Settis supports plans to ban development in a belt around cities' historic limits due to some idea of the importance of the meeting of city and countryside:

It's time to "limit the endless expansion of suburban sprawl by returning cities to their margins," as Zanardi has written, while at the same time "soldering the historic center to its periphery" and reestablishing the connection between the city and its citizens.

Luckily this proposal can't apply to Venice since it has been naturally limited by the lagoon.

Enshrine a right to the city

He supports a right to the city, similar to the one Brazil recognised, which:

guarantee[s] the right to sustainable cities, understood as the right to urban land, housing, environmental sanitation, urban infrastructure, transportation and public services, to work and leisure for current and future generations; democratic administration by means of participation of the population and of the representative associations of the various segments of the community in the formulation, execution and monitoring of urban development projects, plans and programs.

This is incredibly vague but is presented as Settis as a panacea. It's nothing but a tool to block any and all development. Settis claims he doesn't want to block all progress, but only advocates laws and "rights" that'll enable all progress to be blocked.

The wishy-washiness of this part of the book is exemplified:

Even in Venice, the health of democracy is determined by how successful citizens prove in defending their rights, which include the common good and the social functions of property.

The social functions of property! What does that actually mean? Who gets to decide what the social functions of property are? Its owners or others? People voting to use the coercive power of the state to restrict what property owners can do is not moral unless the owner's plans will materially harm them. Having to look at a building on the horizon is not harmful in the way that a polluting factory is.

Tourism is bad

Yes, this same proposal to have the government distort things away from tourism crops up again:

In Venice's case, the work available to local residents can't be restricted to the tourist monoculture, but has to be worthy of the immense civic capital the city has accumulated over centuries. The social function of property, regardless of its ownership, can't be solely determined by increasing real estate value while decimating the local population and condemning the city to die. It must nurture creative and productive enterprises, repopulate the city with young people, and loosen the tourist monoculture's stranglehold.

The work isn't restricted to the tourist monoculture.
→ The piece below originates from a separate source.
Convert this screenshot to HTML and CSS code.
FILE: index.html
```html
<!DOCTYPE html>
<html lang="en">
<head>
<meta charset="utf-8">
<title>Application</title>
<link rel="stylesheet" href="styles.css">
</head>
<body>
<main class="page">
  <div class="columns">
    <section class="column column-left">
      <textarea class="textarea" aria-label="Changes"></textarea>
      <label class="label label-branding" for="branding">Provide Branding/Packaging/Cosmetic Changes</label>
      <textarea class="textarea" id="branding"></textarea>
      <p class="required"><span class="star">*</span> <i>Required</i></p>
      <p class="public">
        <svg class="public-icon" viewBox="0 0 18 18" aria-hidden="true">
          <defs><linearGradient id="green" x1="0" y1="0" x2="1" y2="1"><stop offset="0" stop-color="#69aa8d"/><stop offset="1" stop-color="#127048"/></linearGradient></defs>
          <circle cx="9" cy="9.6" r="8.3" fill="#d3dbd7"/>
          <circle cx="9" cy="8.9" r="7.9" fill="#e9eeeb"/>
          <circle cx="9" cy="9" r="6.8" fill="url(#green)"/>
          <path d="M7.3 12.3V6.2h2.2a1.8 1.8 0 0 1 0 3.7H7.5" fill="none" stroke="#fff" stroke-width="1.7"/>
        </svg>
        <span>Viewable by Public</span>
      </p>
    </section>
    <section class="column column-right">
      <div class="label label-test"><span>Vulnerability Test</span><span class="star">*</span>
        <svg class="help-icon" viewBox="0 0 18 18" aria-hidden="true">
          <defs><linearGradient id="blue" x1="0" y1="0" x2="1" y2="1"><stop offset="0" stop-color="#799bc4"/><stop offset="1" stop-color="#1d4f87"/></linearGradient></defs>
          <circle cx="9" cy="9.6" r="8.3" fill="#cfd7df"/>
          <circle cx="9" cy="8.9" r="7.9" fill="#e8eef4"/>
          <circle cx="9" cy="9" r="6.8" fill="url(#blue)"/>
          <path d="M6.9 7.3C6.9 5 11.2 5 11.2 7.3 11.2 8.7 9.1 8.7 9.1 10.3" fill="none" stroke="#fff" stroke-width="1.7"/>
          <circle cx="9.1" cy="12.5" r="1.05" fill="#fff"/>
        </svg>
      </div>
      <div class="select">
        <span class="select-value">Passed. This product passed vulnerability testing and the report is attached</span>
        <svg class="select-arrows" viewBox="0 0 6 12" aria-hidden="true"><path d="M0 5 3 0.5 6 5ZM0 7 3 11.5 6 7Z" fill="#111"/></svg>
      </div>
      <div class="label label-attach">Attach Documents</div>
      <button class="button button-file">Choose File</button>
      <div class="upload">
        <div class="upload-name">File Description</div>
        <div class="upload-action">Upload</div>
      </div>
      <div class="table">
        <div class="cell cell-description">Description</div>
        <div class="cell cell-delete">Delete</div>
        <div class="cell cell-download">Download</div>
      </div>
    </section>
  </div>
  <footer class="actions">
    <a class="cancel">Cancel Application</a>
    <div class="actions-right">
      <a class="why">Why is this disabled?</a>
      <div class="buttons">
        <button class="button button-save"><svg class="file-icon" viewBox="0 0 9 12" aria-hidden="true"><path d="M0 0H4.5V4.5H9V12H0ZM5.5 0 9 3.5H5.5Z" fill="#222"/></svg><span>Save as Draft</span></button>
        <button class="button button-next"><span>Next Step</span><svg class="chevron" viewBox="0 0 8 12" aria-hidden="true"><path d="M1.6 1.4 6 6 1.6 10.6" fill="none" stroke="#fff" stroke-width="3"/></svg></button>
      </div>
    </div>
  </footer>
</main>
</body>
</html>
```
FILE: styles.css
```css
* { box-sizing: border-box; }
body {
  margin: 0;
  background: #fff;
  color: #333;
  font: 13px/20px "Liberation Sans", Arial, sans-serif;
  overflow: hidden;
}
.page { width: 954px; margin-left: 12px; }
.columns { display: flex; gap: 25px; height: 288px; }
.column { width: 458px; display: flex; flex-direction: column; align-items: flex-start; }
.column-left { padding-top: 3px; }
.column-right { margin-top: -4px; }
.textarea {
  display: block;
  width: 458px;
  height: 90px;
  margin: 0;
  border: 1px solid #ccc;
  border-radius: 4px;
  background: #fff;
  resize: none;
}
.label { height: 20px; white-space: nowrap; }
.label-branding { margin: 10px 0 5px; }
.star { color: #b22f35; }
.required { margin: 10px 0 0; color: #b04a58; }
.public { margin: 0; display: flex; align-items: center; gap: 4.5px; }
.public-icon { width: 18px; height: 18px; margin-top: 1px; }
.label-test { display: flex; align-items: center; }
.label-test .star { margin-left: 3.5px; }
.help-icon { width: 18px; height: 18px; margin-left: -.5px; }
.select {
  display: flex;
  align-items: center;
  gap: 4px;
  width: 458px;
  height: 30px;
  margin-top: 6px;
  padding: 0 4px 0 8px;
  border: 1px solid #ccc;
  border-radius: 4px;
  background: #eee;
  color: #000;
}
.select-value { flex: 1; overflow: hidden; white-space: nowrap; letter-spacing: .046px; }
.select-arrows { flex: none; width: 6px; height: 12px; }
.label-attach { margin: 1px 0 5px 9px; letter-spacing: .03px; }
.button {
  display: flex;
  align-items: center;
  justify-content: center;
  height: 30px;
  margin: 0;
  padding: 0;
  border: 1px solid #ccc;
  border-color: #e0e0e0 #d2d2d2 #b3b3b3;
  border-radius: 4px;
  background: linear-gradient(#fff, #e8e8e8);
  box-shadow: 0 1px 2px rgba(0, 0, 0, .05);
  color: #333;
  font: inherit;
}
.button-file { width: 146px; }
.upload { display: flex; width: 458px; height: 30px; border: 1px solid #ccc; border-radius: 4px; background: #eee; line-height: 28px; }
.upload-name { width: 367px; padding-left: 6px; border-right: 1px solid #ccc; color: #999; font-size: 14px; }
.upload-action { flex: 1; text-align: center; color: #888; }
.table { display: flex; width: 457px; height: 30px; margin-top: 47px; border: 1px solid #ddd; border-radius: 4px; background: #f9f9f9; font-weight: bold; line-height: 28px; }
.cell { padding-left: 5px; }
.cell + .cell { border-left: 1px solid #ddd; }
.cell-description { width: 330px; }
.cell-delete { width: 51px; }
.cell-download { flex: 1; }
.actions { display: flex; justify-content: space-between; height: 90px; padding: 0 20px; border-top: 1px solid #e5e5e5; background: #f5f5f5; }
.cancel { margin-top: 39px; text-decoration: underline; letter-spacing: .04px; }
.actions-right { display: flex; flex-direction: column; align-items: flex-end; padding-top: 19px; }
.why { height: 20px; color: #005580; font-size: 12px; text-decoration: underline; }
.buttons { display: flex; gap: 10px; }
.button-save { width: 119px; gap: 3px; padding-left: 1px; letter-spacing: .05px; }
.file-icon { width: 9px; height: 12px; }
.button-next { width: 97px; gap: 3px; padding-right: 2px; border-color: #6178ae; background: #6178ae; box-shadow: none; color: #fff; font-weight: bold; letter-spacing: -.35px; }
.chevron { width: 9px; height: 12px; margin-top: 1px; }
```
Anyone is free to do whatever they want. But if they don't generate enough income to pay the bills, they'll have to leave.
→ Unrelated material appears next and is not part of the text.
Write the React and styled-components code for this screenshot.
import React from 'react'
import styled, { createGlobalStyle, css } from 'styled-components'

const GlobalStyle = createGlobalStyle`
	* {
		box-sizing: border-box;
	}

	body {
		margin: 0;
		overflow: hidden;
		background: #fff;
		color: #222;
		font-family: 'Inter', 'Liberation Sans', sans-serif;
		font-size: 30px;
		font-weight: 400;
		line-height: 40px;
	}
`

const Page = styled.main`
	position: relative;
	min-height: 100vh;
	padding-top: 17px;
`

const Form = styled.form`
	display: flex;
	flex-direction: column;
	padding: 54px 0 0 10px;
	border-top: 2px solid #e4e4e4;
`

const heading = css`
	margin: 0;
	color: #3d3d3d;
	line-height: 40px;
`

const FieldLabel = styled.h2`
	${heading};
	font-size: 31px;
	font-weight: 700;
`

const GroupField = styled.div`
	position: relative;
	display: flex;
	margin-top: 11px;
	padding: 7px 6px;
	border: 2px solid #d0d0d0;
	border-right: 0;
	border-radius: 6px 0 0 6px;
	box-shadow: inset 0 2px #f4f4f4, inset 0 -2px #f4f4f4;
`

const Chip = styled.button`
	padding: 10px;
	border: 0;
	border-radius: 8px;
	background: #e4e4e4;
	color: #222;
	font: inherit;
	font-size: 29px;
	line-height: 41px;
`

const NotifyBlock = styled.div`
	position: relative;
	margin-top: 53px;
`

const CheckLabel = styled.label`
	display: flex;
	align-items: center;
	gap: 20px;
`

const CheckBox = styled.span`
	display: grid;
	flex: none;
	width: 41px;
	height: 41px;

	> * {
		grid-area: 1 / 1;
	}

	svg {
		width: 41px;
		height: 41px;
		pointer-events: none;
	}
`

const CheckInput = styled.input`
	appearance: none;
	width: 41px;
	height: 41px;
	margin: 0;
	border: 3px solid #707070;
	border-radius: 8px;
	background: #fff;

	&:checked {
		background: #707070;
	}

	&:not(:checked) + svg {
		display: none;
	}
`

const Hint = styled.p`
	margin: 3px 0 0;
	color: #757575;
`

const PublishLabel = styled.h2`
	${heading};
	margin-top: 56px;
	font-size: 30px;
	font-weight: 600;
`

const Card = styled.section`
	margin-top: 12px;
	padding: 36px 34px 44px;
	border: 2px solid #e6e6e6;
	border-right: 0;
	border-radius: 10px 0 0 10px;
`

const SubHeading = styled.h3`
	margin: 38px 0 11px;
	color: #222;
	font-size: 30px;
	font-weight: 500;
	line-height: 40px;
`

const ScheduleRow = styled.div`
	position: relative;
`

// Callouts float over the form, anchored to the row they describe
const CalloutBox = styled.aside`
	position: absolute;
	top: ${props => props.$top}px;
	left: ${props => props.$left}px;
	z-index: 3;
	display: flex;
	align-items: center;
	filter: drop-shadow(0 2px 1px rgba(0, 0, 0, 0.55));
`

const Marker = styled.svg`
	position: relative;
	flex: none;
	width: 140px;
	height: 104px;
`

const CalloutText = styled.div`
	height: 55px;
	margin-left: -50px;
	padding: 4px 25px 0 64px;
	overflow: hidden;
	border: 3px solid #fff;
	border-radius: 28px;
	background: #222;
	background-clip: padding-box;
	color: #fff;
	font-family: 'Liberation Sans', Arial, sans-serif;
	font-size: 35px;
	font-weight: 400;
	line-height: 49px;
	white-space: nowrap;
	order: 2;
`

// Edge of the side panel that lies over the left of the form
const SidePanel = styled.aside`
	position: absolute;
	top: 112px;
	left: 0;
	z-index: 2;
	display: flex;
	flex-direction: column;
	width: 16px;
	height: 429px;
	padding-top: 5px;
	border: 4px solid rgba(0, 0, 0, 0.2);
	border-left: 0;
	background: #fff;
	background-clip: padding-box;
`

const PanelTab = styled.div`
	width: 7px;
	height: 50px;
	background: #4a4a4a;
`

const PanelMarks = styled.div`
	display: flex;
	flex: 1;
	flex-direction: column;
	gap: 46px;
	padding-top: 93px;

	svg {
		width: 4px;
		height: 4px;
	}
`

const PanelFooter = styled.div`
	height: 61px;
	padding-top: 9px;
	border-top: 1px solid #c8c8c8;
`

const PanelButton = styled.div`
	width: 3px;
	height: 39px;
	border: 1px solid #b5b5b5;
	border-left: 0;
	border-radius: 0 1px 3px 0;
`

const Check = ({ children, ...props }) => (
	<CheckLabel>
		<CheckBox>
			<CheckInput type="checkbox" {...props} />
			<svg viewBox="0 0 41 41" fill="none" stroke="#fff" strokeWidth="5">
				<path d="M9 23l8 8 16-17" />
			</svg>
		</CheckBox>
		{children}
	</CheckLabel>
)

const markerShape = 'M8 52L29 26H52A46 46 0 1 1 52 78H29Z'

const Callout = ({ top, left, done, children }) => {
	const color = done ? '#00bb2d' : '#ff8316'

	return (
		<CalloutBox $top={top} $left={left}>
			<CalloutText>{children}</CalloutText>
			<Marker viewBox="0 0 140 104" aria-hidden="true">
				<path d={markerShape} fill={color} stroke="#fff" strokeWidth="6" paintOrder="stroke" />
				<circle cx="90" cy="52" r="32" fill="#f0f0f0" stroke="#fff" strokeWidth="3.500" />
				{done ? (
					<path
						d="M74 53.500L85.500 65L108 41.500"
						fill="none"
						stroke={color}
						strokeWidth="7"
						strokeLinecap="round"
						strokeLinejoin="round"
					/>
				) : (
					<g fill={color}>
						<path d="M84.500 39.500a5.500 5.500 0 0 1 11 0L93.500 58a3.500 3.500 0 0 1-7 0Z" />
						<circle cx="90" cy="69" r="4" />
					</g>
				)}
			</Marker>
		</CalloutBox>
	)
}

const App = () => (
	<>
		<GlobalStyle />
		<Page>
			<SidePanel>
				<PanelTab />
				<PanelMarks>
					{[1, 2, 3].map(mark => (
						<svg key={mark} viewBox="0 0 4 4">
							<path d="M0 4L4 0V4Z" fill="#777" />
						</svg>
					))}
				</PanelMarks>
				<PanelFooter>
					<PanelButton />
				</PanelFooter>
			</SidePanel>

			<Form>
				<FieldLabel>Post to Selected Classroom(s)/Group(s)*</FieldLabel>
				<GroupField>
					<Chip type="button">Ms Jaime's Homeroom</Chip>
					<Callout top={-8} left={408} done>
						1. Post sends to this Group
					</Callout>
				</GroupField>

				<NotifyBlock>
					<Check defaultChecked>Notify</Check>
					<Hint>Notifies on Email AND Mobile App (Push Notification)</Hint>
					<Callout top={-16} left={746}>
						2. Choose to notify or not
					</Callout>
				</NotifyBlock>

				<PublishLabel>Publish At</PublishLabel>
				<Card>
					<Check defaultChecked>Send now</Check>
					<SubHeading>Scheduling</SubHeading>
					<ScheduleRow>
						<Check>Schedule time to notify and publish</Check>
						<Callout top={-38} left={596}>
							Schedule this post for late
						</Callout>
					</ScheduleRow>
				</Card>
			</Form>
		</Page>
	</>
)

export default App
The only solution that will eliminate the tourist monoculture is for the government to subsidise other industries and displace tourist-oriented industries. Why is that necessary? Because tourism is not worthy of Venice! Catering to tourists is unworthy of Venetians! This is enough to justify taking money from productive Italians and using it to subsidise Venetians to do something other than serve tourists.

An architectural code of ethics

Settis wants architects to have to take a Vitruvian Oath, like the Hippocratic Oath, wherein architects swear not to design ugly buildings. Yes, I'm serious.
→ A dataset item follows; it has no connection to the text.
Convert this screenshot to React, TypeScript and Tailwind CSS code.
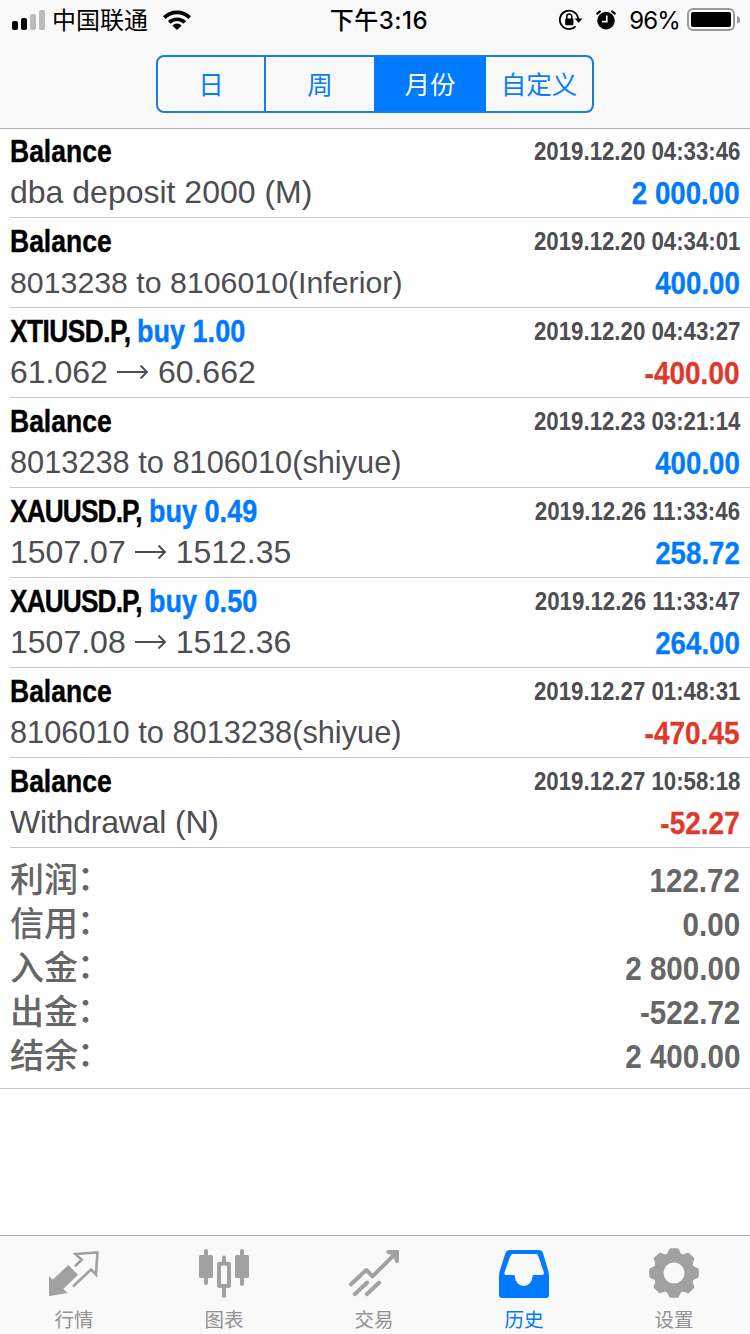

We could easily adopt every single one of the professional requirements that Vitruvius lists in his book and compile them into a "Vitruvian Oath," turning it into the perfect equivalent of the Hippocratic Oath.

[...]

If those who build in Venice knew how to marry practice and theory, no architectural design would so flagrantly ignore the physical conditions and construction practices unique to that city.

The various elements of the proposed oath are extremely vague and impossible to criticise, except in how vague they are.

We should encourage people to live in Venice

Right at the end of the book, we get a very confused chapter which describes immense corruption in the MOSE project to protect Venice from flooding, then proceeds to advocate a range of subsidies and tax breaks the government should deploy to revive Venice:

In Venice's case, this new pact will have to begin from a strong sense of commitment to spur politicians and public institutions to adopt a more creative outlook toward the city, to bring the historic city back to life and gear it toward the future, the means to create a new kind of politics to stem the perverse logic causing the exodus of citizens, and to encourage the young to remain via strong incentives such as tax breaks. It would also mean curbing the rampant proliferation of second homes and the transformation of buildings into nothing more than hotels. It would mean encouraging manufacturing and private enterprise as well as generating opportunities for a wider range of creative jobs. It would mean reunifying the historic city, lagoon, and mainland by differentiating their functions, making more agricultural land available and investing in new fisheries, reutilizing old, vacant buildings, incentivizing research, launching new professional training schemes and apprenticeships and investing in universities, chiefly by making it affordable for students to actually live in the city. It would mean developing new models, analyzing situations, evaluating options, and emphasizing initiatives of a higher caliber (like the universities and the Biennale) and not just enslaving the city to "uncontrollable market forces." It would mean enshrining the right to the city and the common good as our first priority.

Why is manufacturing specifically singled out as a "good" kind of enterprise? Why are second homes bad? Why are hotels bad? Why are creative jobs good? Who is going to re-utilize the abandoned buildings, when they have been abandoned due to being useless? Why is it inherently good for students to live in Venice?

This list of proposals is unmotivated and unexplained.

Conclusion

Settis wants the government to ban stuff he doesn't like (tourism, tall buildings, subways) and subsidise stuff he does like (creatives, people living in Venice). He finds tourism degrading and would prefer Venice be a military (yes, he explicitly uses the word "military") and economic powerhouse like it was a thousand years ago.

As usual with these kinds of people, they get a raft of academics from their bubble to rant and rave about how great their book is, ignoring that it only works if you already agree with the conclusions.

The only motivations given are hyperbolic, borderline insane analogies about how skyscrapers are muscled young men overlooking dwarves, and how someone moving out of Venice is equivalent to being killed by a plague.

Truly crazy stuff. I guess I bought the book, so the author wins in the end.